アセクシャルという性癖
20年の後半は、舞台を観たり、守備範囲以外の小説を読むことが増えた。
その中でつくづく感じたのは、自分のアセクシャルとしての「特殊性癖」だ。
つい先日も舞台で、
「あなたは私のものだ!」という台詞を聞いてすっかり酔から醒めてしまった。
これを受けるのは、
「私は誰のものにもなりません」
で、そりゃそうだわ、と思いながらも筋の運びでは彼女が「あなたのもの」になるのが見えている。
これは劇中劇の台詞なので、本編はまた違う意味を持っているのだけれど、ここで二人の恋を応援できないと熱中できないのは確かだ。
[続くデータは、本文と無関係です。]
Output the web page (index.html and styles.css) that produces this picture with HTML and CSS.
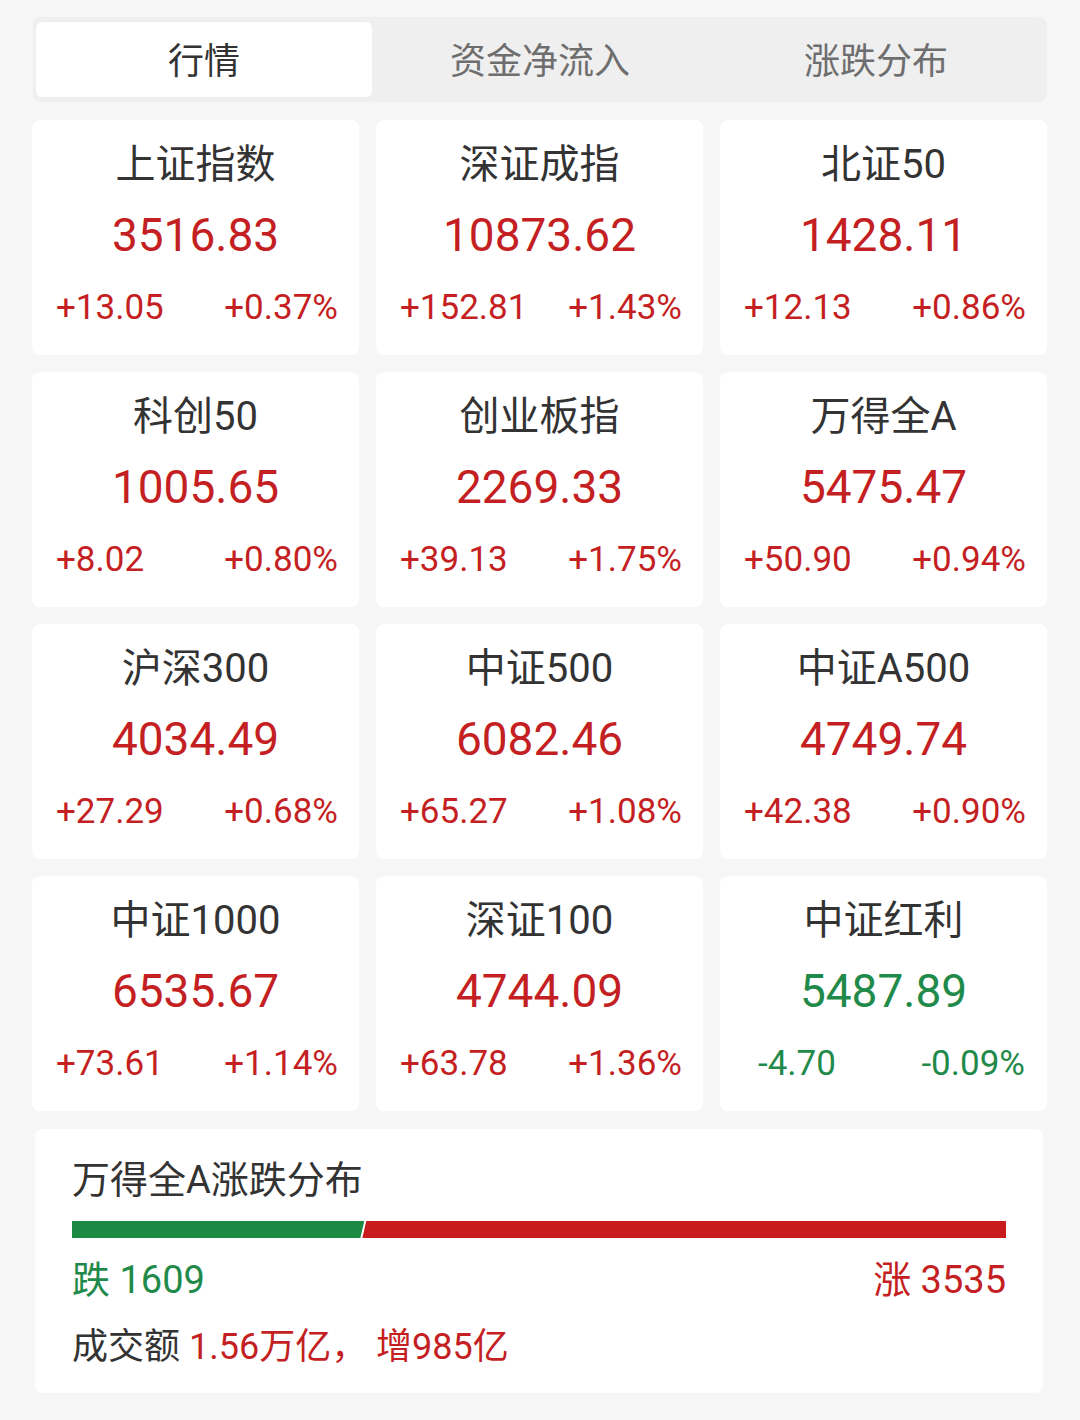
FILE: index.html
```html
<!DOCTYPE html>
<html lang="zh-CN">
<head>
<meta charset="utf-8">
<link rel="stylesheet" href="styles.css">
</head>
<body>
<div class="page">
  <div class="tabs">
    <div class="tab active">行情</div>
    <div class="tab">资金净流入</div>
    <div class="tab">涨跌分布</div>
  </div>

  <div class="grid">
    <div class="card up"><div class="name">上证指数</div><div class="price">3516.83</div><div class="chg"><span>+13.05</span><span>+0.37%</span></div></div>
    <div class="card up"><div class="name">深证成指</div><div class="price">10873.62</div><div class="chg"><span>+152.81</span><span>+1.43%</span></div></div>
    <div class="card up"><div class="name">北证50</div><div class="price">1428.11</div><div class="chg"><span>+12.13</span><span>+0.86%</span></div></div>

    <div class="card up"><div class="name">科创50</div><div class="price">1005.65</div><div class="chg"><span>+8.02</span><span>+0.80%</span></div></div>
    <div class="card up"><div class="name">创业板指</div><div class="price">2269.33</div><div class="chg"><span>+39.13</span><span>+1.75%</span></div></div>
    <div class="card up"><div class="name">万得全A</div><div class="price">5475.47</div><div class="chg"><span>+50.90</span><span>+0.94%</span></div></div>

    <div class="card up"><div class="name">沪深300</div><div class="price">4034.49</div><div class="chg"><span>+27.29</span><span>+0.68%</span></div></div>
    <div class="card up"><div class="name">中证500</div><div class="price">6082.46</div><div class="chg"><span>+65.27</span><span>+1.08%</span></div></div>
    <div class="card up"><div class="name">中证A500</div><div class="price">4749.74</div><div class="chg"><span>+42.38</span><span>+0.90%</span></div></div>

    <div class="card up"><div class="name">中证1000</div><div class="price">6535.67</div><div class="chg"><span>+73.61</span><span>+1.14%</span></div></div>
    <div class="card up"><div class="name">深证100</div><div class="price">4744.09</div><div class="chg"><span>+63.78</span><span>+1.36%</span></div></div>
    <div class="card down"><div class="name">中证红利</div><div class="price">5487.89</div><div class="chg"><span>-4.70</span><span>-0.09%</span></div></div>
  </div>

  <div class="dist">
    <div class="dist-title">万得全A涨跌分布</div>
    <div class="bar">
      <div class="bar-down" style="width: 31.3%"></div>
      <div class="bar-up"></div>
    </div>
    <div class="counts">
      <span class="cnt-down">跌&nbsp;1609</span>
      <span class="cnt-up">涨&nbsp;3535</span>
    </div>
    <div class="volume">成交额 <span class="red">1.56万亿， 增985亿</span></div>
  </div>
</div>
</body>
</html>
```

FILE: styles.css
```css
* { box-sizing: border-box; }
html, body {
  margin: 0;
  padding: 0;
  background: #f6f6f6;
}
body {
  font-family: Roboto, "Noto Sans CJK SC", sans-serif;
  color: #333;
}
.page {
  padding: 17px 33px 0 32px;
}
.tabs {
  display: flex;
  background: #efefef;
  border-radius: 8px;
  padding: 5px 3px;
  margin-left: 1px;
  height: 85px;
}
.tab {
  flex: 1;
  display: flex;
  align-items: center;
  justify-content: center;
  font-family: "Noto Sans CJK SC", sans-serif;
  font-size: 36px;
  line-height: 1;
  padding-bottom: 4px;
  color: #6e6e6e;
}
.tab.active {
  background: #fff;
  color: #333;
  border-radius: 6px;
}
.grid {
  margin-top: 18px;
  display: grid;
  grid-template-columns: repeat(3, 327px);
  column-gap: 17px;
  row-gap: 17px;
}
.card {
  background: #fff;
  border-radius: 8px;
  height: 235px;
  display: flex;
  flex-direction: column;
  align-items: center;
  padding-top: 20px;
}
.name {
  font-family: Roboto, "Noto Sans CJK SC", sans-serif;
  font-size: 40px;
  line-height: 50px;
  color: #333;
}
.price {
  margin-top: 15px;
  font-size: 46px;
  line-height: 60px;
}
.chg {
  margin-top: 20px;
  width: 100%;
  display: flex;
  justify-content: space-between;
  padding: 0 21px 0 24px;
  font-size: 35px;
  line-height: 46px;
}
.up .price, .up .chg { color: #c41f22; }
.down .price, .down .chg { color: #1f8a4a; }
.down .chg { padding: 0 22px 0 38px; }

.dist {
  margin: 18px 4px 0 3px;
  background: #fff;
  border-radius: 8px;
  height: 264px;
  padding: 26px 37px 0 37px;
}
.dist-title {
  font-size: 38px;
  line-height: 50px;
  color: #333;
}
.bar {
  margin-top: 16px;
  height: 17px;
  display: flex;
}
.bar-down {
  background: #1d8a44;
  clip-path: polygon(0 0, 100% 0, calc(100% - 4px) 100%, 0 100%);
}
.bar-up {
  flex: 1;
  background: #c81b1b;
  margin-left: -2px;
  clip-path: polygon(4px 0, 100% 0, 100% 100%, 0 100%);
}
.counts {
  margin-top: 18px;
  display: flex;
  justify-content: space-between;
  font-size: 38px;
  line-height: 48px;
}
.cnt-down { color: #1f8a4a; }
.cnt-up { color: #c41f22; }
.volume {
  margin-top: 19px;
  font-size: 36px;
  line-height: 48px;
  color: #333;
}
.red { color: #c41f22; }
```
思い返せば小学生の頃から、まわりが安全地帯に熱を上げる中「声はいいけど歌詞がいまいち」とか、皆がドリカムを熱唱しているときに「けっ嘘くさい」とか思ってきたのは、捻くれていたからではなく恋とかロマンスにご用がなかったからだ。
恋の形をとった打算とか、病理とかの話のほうがどこかで破綻するスリルがある分まだ面白い。
ホルモンの作用による恋は「楽しそうでよかったね」と言うよりない。
ここで間違えちゃいけないのが「人を好きにならない」訳ではないということ。
ただ好きのベクトルがエロスではなくアガペだというだけ。
恋愛は自然にする人がするんであって、無理に真似しなくていい。
結婚は恋愛の果てにあるものではなく、したければ計画に基づいてできる。
世の中はまだまだ「恋愛」が主流のコンテンツだが、じわじわとそうでないものも増えてきた。
何かを読んだり観たりして、のれないと思ったら、一度自分の好みを掘り下げてみるといい。